In the present case, West Coast ENT argued that sections 5, 7(i) and 104(1) of the RMA can be interpreted to permit local authorities to determine applications concerning the extraction of coal by reference to effects on climate change. However, Judge Newhook did not accept that there was "any ambiguity, uncertainty, or room for discretion or "choice" in the interpretation of the words and policy of the provisions" of the RMA. The 2004 Amendment Act pointed "strongly to a finding that regulatory activity on the important topic of climate change is taken firmly away from regional government" and instead is to be conducted by central government. Consequently, the effects of GHG emissions on climate change are not relevant to applications for coal extraction (whether they involve air discharge applications or not).

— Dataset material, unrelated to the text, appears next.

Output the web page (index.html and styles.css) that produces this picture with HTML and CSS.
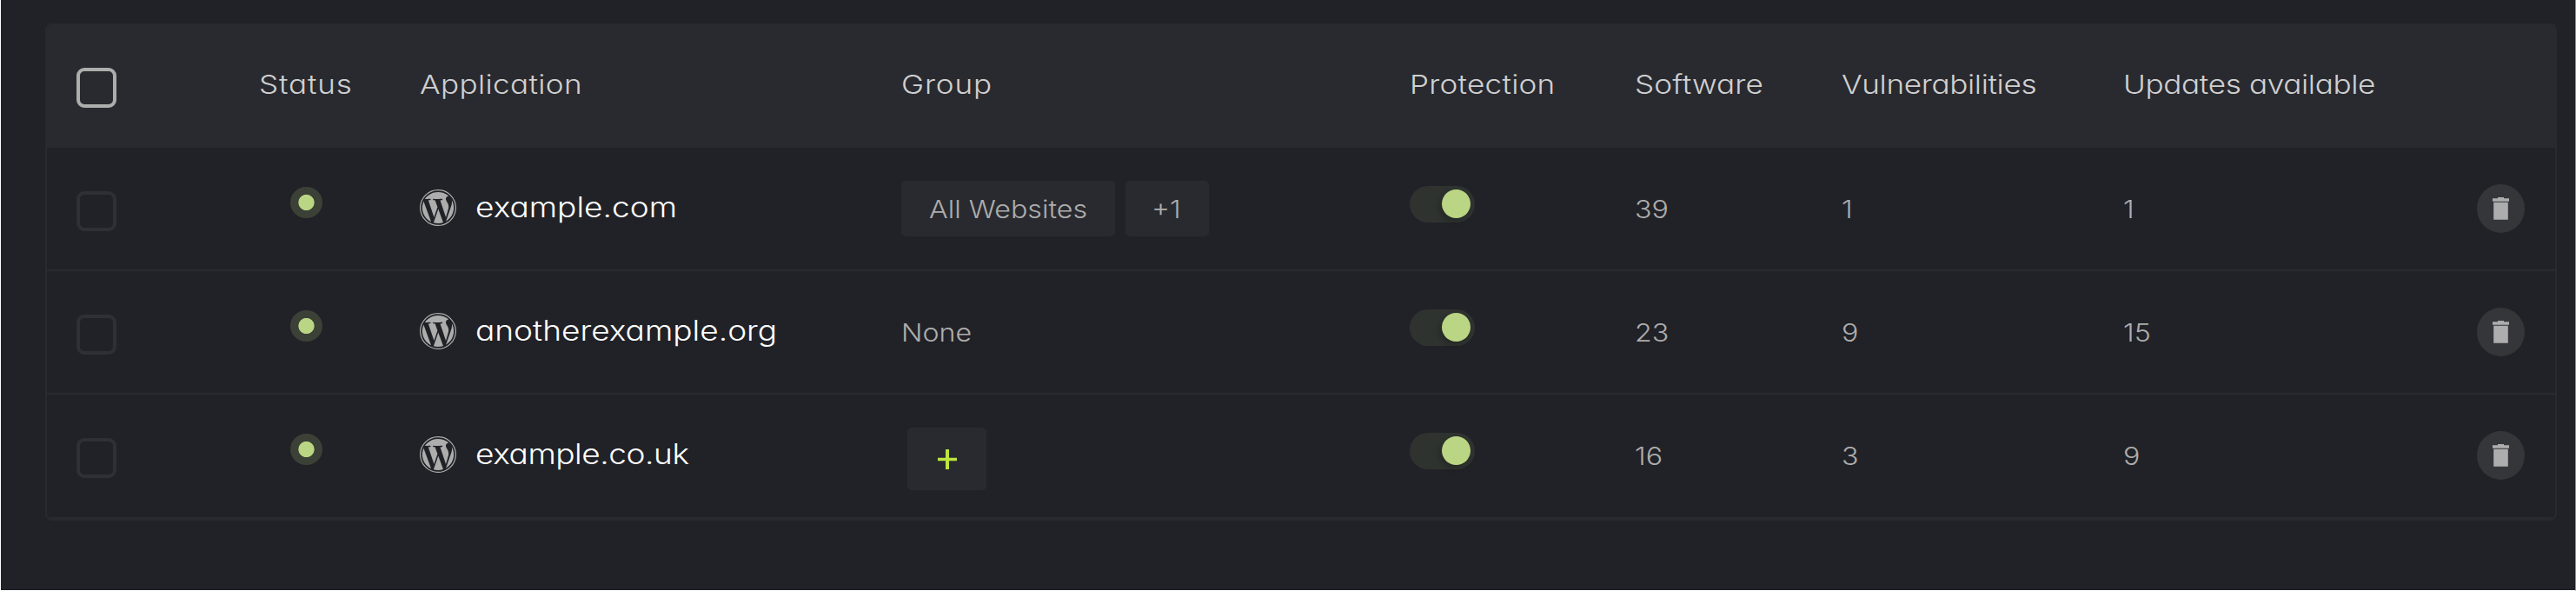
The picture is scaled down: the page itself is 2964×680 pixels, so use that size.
FILE: index.html
```html
<!DOCTYPE html>
<html lang="en">
<head>
<meta charset="utf-8">
<title>Applications</title>
<link rel="stylesheet" href="styles.css">
</head>
<body>
<svg class="defs" aria-hidden="true">
  <symbol id="wp" viewBox="0 0 24 24">
    <circle cx="12" cy="12" r="11.65" fill="none" stroke="currentColor" stroke-width=".7"/>
    <path fill="currentColor" transform="translate(.5 .5) scale(.958)" d="M21.469 6.825c.84 1.537 1.318 3.3 1.318 5.175 0 3.979-2.156 7.456-5.363 9.325l3.295-9.527c.615-1.54.82-2.771.82-3.864 0-.405-.026-.78-.07-1.11m-7.981.105c.647-.03 1.232-.105 1.232-.105.582-.075.514-.93-.067-.899 0 0-1.755.135-2.88.135-1.064 0-2.85-.15-2.85-.15-.585-.03-.661.855-.075.885 0 0 .54.061 1.125.09l1.68 4.605-2.37 7.08L5.354 6.9c.649-.03 1.234-.1 1.234-.1.585-.075.516-.93-.065-.896 0 0-1.746.138-2.874.138-.2 0-.438-.008-.69-.015C4.911 3.15 8.235 1.215 12 1.215c2.809 0 5.365 1.072 7.286 2.833-.046-.003-.091-.009-.141-.009-1.06 0-1.812.923-1.812 1.914 0 .89.513 1.643 1.06 2.531.411.72.89 1.643.89 2.977 0 .915-.354 1.994-.821 3.479l-1.075 3.585-3.9-11.61zM12 22.784c-1.059 0-2.081-.153-3.048-.437l3.237-9.406 3.315 9.087c.024.053.05.101.078.149-1.12.393-2.325.609-3.582.609M1.211 12c0-1.564.336-3.05.935-4.39L7.29 21.709C3.694 19.96 1.212 16.271 1.211 12"/>
  </symbol>
  <symbol id="trash" viewBox="0 0 19 26">
    <path fill="currentColor" d="M6 0h7v1.300h6v3.500H0V1.300h6zM1.200 5.800h16.600v20H1.200z"/>
  </symbol>
</svg>
<main class="table">
  <div class="row head">
    <span class="check"></span>
    <span class="label status-label">Status</span>
    <span class="label application-label">Application</span>
    <span class="label group-label">Group</span>
    <span class="label protection-label">Protection</span>
    <span class="label software-label">Software</span>
    <span class="label long-label">Vulnerabilities</span>
    <span class="label long-label">Updates available</span>
  </div>
  <div class="row">
    <span class="check"></span>
    <span class="status"></span>
    <div class="app"><svg class="wp"><use href="#wp"/></svg><span class="name">example.com</span></div>
    <div class="groups"><span class="chip all"><span class="value">All Websites</span></span><span class="chip more"><span class="value">+1</span></span></div>
    <span class="toggle"></span>
    <span class="value">39</span>
    <span class="value">1</span>
    <span class="value">1</span>
    <button class="delete" aria-label="Delete"><svg class="trash"><use href="#trash"/></svg></button>
  </div>
  <div class="row">
    <span class="check"></span>
    <span class="status"></span>
    <div class="app"><svg class="wp"><use href="#wp"/></svg><span class="name">anotherexample.org</span></div>
    <span class="value none">None</span>
    <span class="toggle"></span>
    <span class="value">23</span>
    <span class="value">9</span>
    <span class="value">15</span>
    <button class="delete" aria-label="Delete"><svg class="trash"><use href="#trash"/></svg></button>
  </div>
  <div class="row last">
    <span class="check"></span>
    <span class="status"></span>
    <div class="app"><svg class="wp"><use href="#wp"/></svg><span class="name tight">example.co.uk</span></div>
    <button class="add" aria-label="Add group"><svg class="plus" viewBox="0 0 22 23"><path d="M9 0h4v9.700h9v3.500h-9V23H9v-9.800H0V9.700h9z" fill="#bde53f"/></svg></button>
    <span class="toggle"></span>
    <span class="value">16</span>
    <span class="value">3</span>
    <span class="value">9</span>
    <button class="delete" aria-label="Delete"><svg class="trash"><use href="#trash"/></svg></button>
  </div>
</main>
</body>
</html>
```
FILE: styles.css
```css
* { box-sizing: border-box; }
html { background: #212227; }
body {
  margin: 0;
  height: 680px;
  padding: 27px 20px 0 51px;
  overflow: hidden;
  border: solid #fff;
  border-width: 0 1px 1px;
  border-right-color: #909090;
  background: #212227;
  font-family: Inter, "Open Sans", sans-serif;
  font-feature-settings: "cv11";
  font-weight: 320;
}
button { border: 0; padding: 0; }
.defs { position: absolute; width: 0; height: 0; }
.table {
  width: 2890px;
  border: 2px solid #292a2f;
  border-radius: 8px;
  overflow: hidden;
}
.row {
  display: grid;
  grid-template-columns: 212px 183px 553px 586px 259px 238px 324px 407px 55px;
  align-items: center;
  justify-items: start;
  height: 142px;
  padding-left: 34px;
  border-bottom: 2px solid #292a2f;
}
.head { height: 141px; padding-bottom: 3px; background: #292a2f; border: 0; }
.last { height: 143px; padding-bottom: 1px; }
.check {
  width: 46px;
  height: 46px;
  margin-top: 6px;
  border: 4px solid #2e3035;
  border-radius: 9px;
}
.head .check { border-color: #adadad; }
.label, .value, .name {
  display: inline-block;
  white-space: nowrap;
  transform-origin: 0 50%;
}
.label {
  margin-bottom: 2px;
  font-size: 30px;
  color: #d0d0d1;
  transform: scaleX(1.17);
}
.status-label { margin-left: -2px; letter-spacing: .7px; }
.application-label { letter-spacing: .3px; }
.group-label { margin-left: 1px; letter-spacing: .7px; }
.protection-label { letter-spacing: .2px; }
.software-label { letter-spacing: .1px; }
.long-label { letter-spacing: -.3px; }
.value {
  margin-top: 1px;
  font-size: 28px;
  color: #adadad;
  transform: scaleX(1.15);
}
.name {
  font-size: 32px;
  font-weight: 350;
  color: #fff;
  transform: scaleX(1.158);
}
.tight { letter-spacing: -.4px; }
.none { margin-left: 1px; }
.status {
  width: 37px;
  height: 36px;
  margin: 0 0 14px 34px;
  border-radius: 50%;
  background: radial-gradient(circle, #bad583 8.700px, #3b4136 9.500px);
}
.app { display: flex; align-items: center; gap: 22px; margin-bottom: 3px; }
.wp { width: 42px; height: 42px; color: #adadad; }
.groups { display: flex; gap: 12px; margin-left: 1px; }
.chip {
  display: flex;
  align-items: center;
  height: 64px;
  border-radius: 5px;
  background: #292a2f;
}
.all { width: 246px; padding-left: 32px; }
.more { width: 96px; padding-left: 30px; }
.toggle {
  display: flex;
  align-items: center;
  justify-content: flex-end;
  width: 75px;
  height: 42px;
  margin-bottom: 11px;
  padding-right: 5px;
  border-radius: 21px;
  background: #2f332f;
}
.toggle::before {
  content: "";
  width: 33px;
  height: 33px;
  border-radius: 50%;
  background: #bad583;
  box-shadow: -3px 4px 6px rgba(0, 0, 0, .2);
}
.delete {
  display: grid;
  place-items: center;
  width: 55px;
  height: 56px;
  border-radius: 50%;
  background: #35363a;
}
.trash { width: 19px; height: 26px; color: #adadad; }
.add {
  display: grid;
  place-items: center;
  width: 91px;
  height: 72px;
  margin: 8px 0 0 8px;
  border-radius: 5px;
  background: #292a2f;
}
.plus { width: 22px; height: 23px; }
```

The Buller Coal declaration decision highlights the differences in the way climate change issues are being dealt with here and across the Tasman. In a recent decision involving applications to extend an existing coalmine,3 the New South Wales Land and Environment Court considered whether an offset condition should be imposed to address the effects of GHG emissions from the coal mining operations. The appellant's argument that the effects generated by the subsequent burning of the coal should also be addressed was dropped during the course of the proceedings and so not considered by the Court. However, the Court did impose a condition requiring offsetting of the direct GHG emissions above a certain level but noted that the condition provided some flexibility as to how that offsetting was to occur given that a carbon pricing scheme is not yet in place in Australia. Interestingly, the Court seemed willing to impose an offset condition even when part of the effects being offset were to occur outside NSW.
Obviously the Australian decision was decided against a different legislative background and in the absence of a national emissions trading scheme. However, it will be interesting to see how both the New Zealand and Australian governments choose to strike the balance between addressing GHG emissions at a local and national level in the future.